You never have to write this by hand — Design Studio produces it as you drag nodes. But because it is plain text in Git, the pipeline is reviewable, comparable across versions, and recoverable.

Step 9 — Schedule it

CDR files arrive constantly, so Anna schedules the pipeline to run every hour. In Pipeline Settings she sets the cron expression:

15 * * * *

That means "at minute 15 of every hour" — giving each hour's batch of files time to land before the run starts. If a run fails, the pipeline retries three times and the onFailure notification pages the on-call team through PagerDuty.

The streaming alternative

For the fastest fraud detection, the same logic can run as a streaming pipeline instead of an hourly batch. In Streaming mode the CDR connector feeds records continuously into an Apache Flink engine, processing each record within seconds of the file landing.

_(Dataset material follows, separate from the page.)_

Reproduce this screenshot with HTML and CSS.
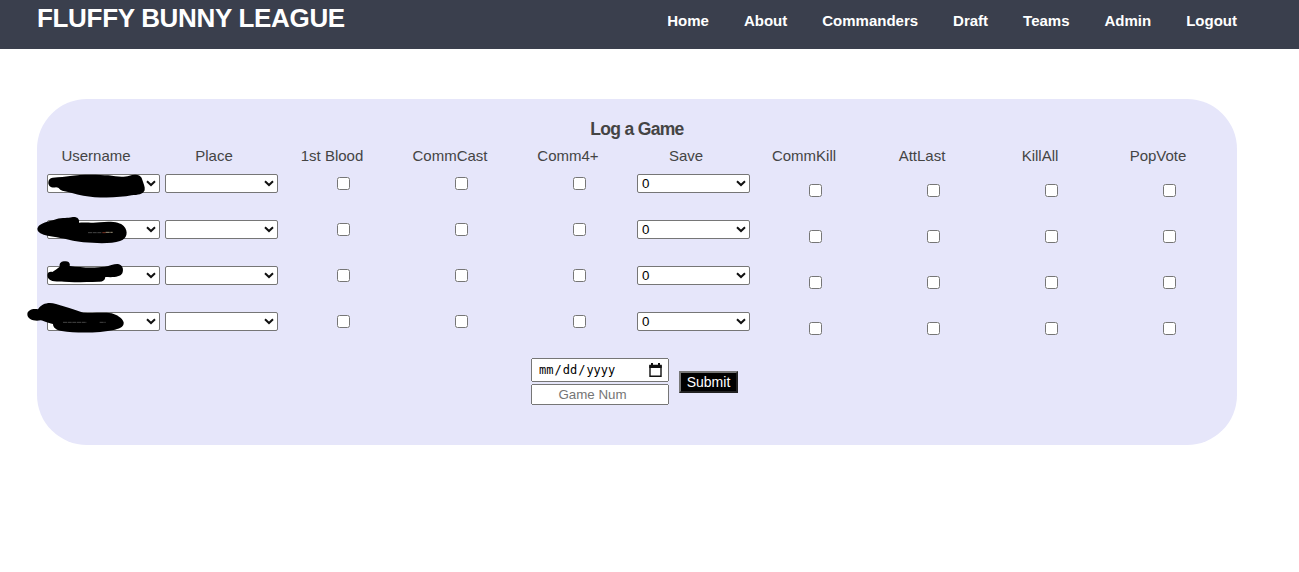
FILE: index.html
```html
<!DOCTYPE html>
<html lang="en">
<head>
<meta charset="utf-8">
<title>Fluffy Bunny League</title>
<link rel="stylesheet" href="styles.css">
</head>
<body>
<header class="site-header">
  <h1 class="brand">FLUFFY BUNNY LEAGUE</h1>
  <nav class="nav"><a>Home</a><a>About</a><a>Commanders</a><a>Draft</a><a>Teams</a><a>Admin</a><a>Logout</a></nav>
</header>
<main class="panel">
  <h2 class="panel-title">Log a Game</h2>
  <div class="labels"><span>Username</span><span>Place</span><span>1st Blood</span><span>CommCast</span><span>Comm4+</span><span>Save</span><span>CommKill</span><span>AttLast</span><span>KillAll</span><span>PopVote</span></div>
  <form class="game-form">
    <div class="row">
      <div class="user"><select><option></option></select>
        <svg class="scribble" width="150" height="40" viewBox="0 0 450 120"><path d="M98 38 C120 36 135 36 150 33 C185 27 240 29 265 31 C290 35 310 38 328 32 C345 26 364 30 366 42 C370 55 376 65 374 76 C370 88 353 90 335 91 C295 99 235 100 190 92 C165 87 145 80 127 77 C119 76 119 68 108 67 C93 70 85 62 85 53 C85 44 90 39 98 38Z"/></svg></div>
      <select><option></option></select><input type="checkbox"><input type="checkbox"><input type="checkbox"><select><option>0</option></select><input class="low" type="checkbox"><input class="low" type="checkbox"><input class="low" type="checkbox"><input class="low" type="checkbox">
    </div>
    <div class="row">
      <div class="user"><select><option></option></select>
        <svg class="scribble second" width="150" height="40" viewBox="0 0 450 120"><path d="M54 51 C62 39 82 36 108 28 C128 21 145 26 155 22 C170 19 179 26 177 38 C205 37 220 40 240 37 C275 33 300 37 311 48 C326 64 322 87 300 93 C275 102 230 100 190 97 C160 94 140 87 110 82 C91 78 73 77 61 70 C52 64 50 57 54 51Z"/><path class="mark" d="M204 68H245"/><path class="mark red" d="M247 68H257"/><path class="mark light" d="M257 67H278"/></svg></div>
      <select><option></option></select><input type="checkbox"><input type="checkbox"><input type="checkbox"><select><option>0</option></select><input class="low" type="checkbox"><input class="low" type="checkbox"><input class="low" type="checkbox"><input class="low" type="checkbox">
    </div>
    <div class="row">
      <div class="user"><select><option></option></select>
        <svg class="scribble third" width="150" height="40" viewBox="0 0 450 120"><path d="M97 42 C105 37 112 31 119 26 C117 12 128 9 138 10 C148 11 151 18 149 24 C185 29 225 30 254 26 C270 23 283 17 294 18 C308 20 312 34 307 46 C300 58 280 58 256 57 C255 68 247 72 235 71 C195 72 145 74 103 70 C86 67 80 58 83 47 C85 42 91 40 97 42Z"/></svg></div>
      <select><option></option></select><input type="checkbox"><input type="checkbox"><input type="checkbox"><select><option>0</option></select><input class="low" type="checkbox"><input class="low" type="checkbox"><input class="low" type="checkbox"><input class="low" type="checkbox">
    </div>
    <div class="row">
      <div class="user"><select><option></option></select>
        <svg class="scribble fourth" width="150" height="40" viewBox="0 0 450 120"><path d="M54 31 C65 12 88 8 108 15 C135 23 160 31 190 41 C220 43 250 40 275 43 C291 48 306 56 311 70 C312 82 303 88 285 92 C235 103 170 103 125 96 C107 93 99 85 99 75 C82 72 73 66 62 64 C42 68 22 61 22 46 C22 34 37 28 54 31Z"/><path class="mark" d="M129 70H200M239 70H257"/></svg></div>
      <select><option></option></select><input type="checkbox"><input type="checkbox"><input type="checkbox"><select><option>0</option></select><input class="low" type="checkbox"><input class="low" type="checkbox"><input class="low" type="checkbox"><input class="low" type="checkbox">
    </div>
    <div class="submit-row">
      <div class="details"><input class="date" type="date"><input class="number" type="number" placeholder="Game Num"></div>
      <button class="submit" type="button">Submit</button>
    </div>
  </form>
</main>
</body>
</html>
```
FILE: styles.css
```css
* { box-sizing: border-box; }
body { margin: 0; background: #fff; color: #444; font: 15px "Liberation Sans", Arial, sans-serif; }
.site-header { display: flex; justify-content: space-between; height: 49px; padding: 0 62px 0 37px; background: #3a3f4d; color: #fff; }
.brand { margin: 3px 0 0; font-size: 26px; line-height: 30px; font-weight: bold; letter-spacing: -0.32px; white-space: nowrap; }
.nav { display: flex; gap: 35px; padding-top: 12px; font-weight: bold; line-height: 18px; }
.panel { width: 1200px; height: 346px; margin: 50px 0 0 37px; padding-top: 20px; border-radius: 50px; background: #e6e6fa; }
.panel-title { margin: 0; font-size: 17.55px; line-height: 20px; letter-spacing: -0.7px; text-align: center; }
.labels { display: grid; grid-template-columns: repeat(10, 118px); margin-top: 8px; line-height: 18px; text-align: center; }
.game-form { padding: 9px 0 0 10px; }
.row { display: grid; grid-template-columns: repeat(10, 118px); height: 46px; align-items: start; }
.row select { display: block; width: 113px; height: 19px; margin: 0; padding: 0 4px; appearance: none; border: 1px solid #767676; border-radius: 2px; color: #000; background: #fff url("data:image/svg+xml,%3Csvg xmlns='http://www.w3.org/2000/svg' width='10' height='7' viewBox='0 0 10 7'%3E%3Cpath d='M1 1.2L5 5L9 1.2' fill='none' stroke='%23111' stroke-width='2'/%3E%3C/svg%3E") no-repeat 98px 5px; font: 13.333px "Liberation Sans", Arial, sans-serif; }
.row input { width: 13px; height: 13px; margin: 3px 0 0 54px; }
.row .low { margin-top: 10px; }
.user { position: relative; }
.scribble { position: absolute; left: -27px; top: -9px; }
.second { top: -10px; }
.third { top: -8px; }
.fourth { top: -13px; }
.mark { fill: none; stroke: #666; stroke-width: 2; stroke-dasharray: 12 2; }
.red { stroke: #b54832; }
.light { stroke: #e5d7b4; }
.submit-row { display: flex; align-items: center; gap: 10px; margin-left: 484px; }
.details { display: flex; flex-direction: column; gap: 2px; width: 138px; }
.details input { width: 138px; margin: 0; text-align: center; }
.details .date { height: 24px; padding: 1px 5px; text-align: left; font: 12px monospace; }
.date::-webkit-calendar-picker-indicator { width: 13px; height: 15px; margin: 0; padding: 0; background: url("data:image/svg+xml,%3Csvg xmlns='http://www.w3.org/2000/svg' width='13' height='15' viewBox='0 0 13 15'%3E%3Cpath d='M1 3V13.3H12V3Z' fill='none' stroke='%23111' stroke-width='1.4'/%3E%3Cpath d='M.3 1.7H12.7V5H.3ZM2 0H4V2H2ZM9 0H11V2H9Z' fill='%23111'/%3E%3C/svg%3E") no-repeat center / 13px 15px; }
.number { height: 21px; font: 13.333px "Liberation Sans", Arial, sans-serif; }
.submit { width: 59px; height: 22px; padding: 0; border: 2px outset #777; background: #000; color: #fff; font: 14px "Liberation Sans", Arial, sans-serif; }
```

Anna's pipeline here is the hourly batch version; if Polkomtel later needs sub-second roaming-fraud alerts, the team would build a streaming variant using the same decode-and-enrich steps.

What Anna built, summarised

Stage	Node type	Purpose
1	`connector_source` (cdr-asn1)	Decode binary ASN.1 CDR files into rows
2	`expression`	Normalise phone numbers to E.164, split timestamps
3	`joiner` ×2	Enrich with subscriber tariff and cell location
4	`quality`	Block bad data; flag fraud signals
5	`router`	Split roaming records from ordinary usage
6	`connector_sink` ×3	Load to billing, analytics, and roaming settlement
7	schedule + notifications	Run hourly, page on failure

From cryptic binary files that no human could read, Anna's single pipeline now produces clean data that bills customers, catches fraud, settles roaming accounts with foreign operators, and builds a complete Subscriber-360 picture — all automatically, every hour. That is the telecom CDR use case, end to end.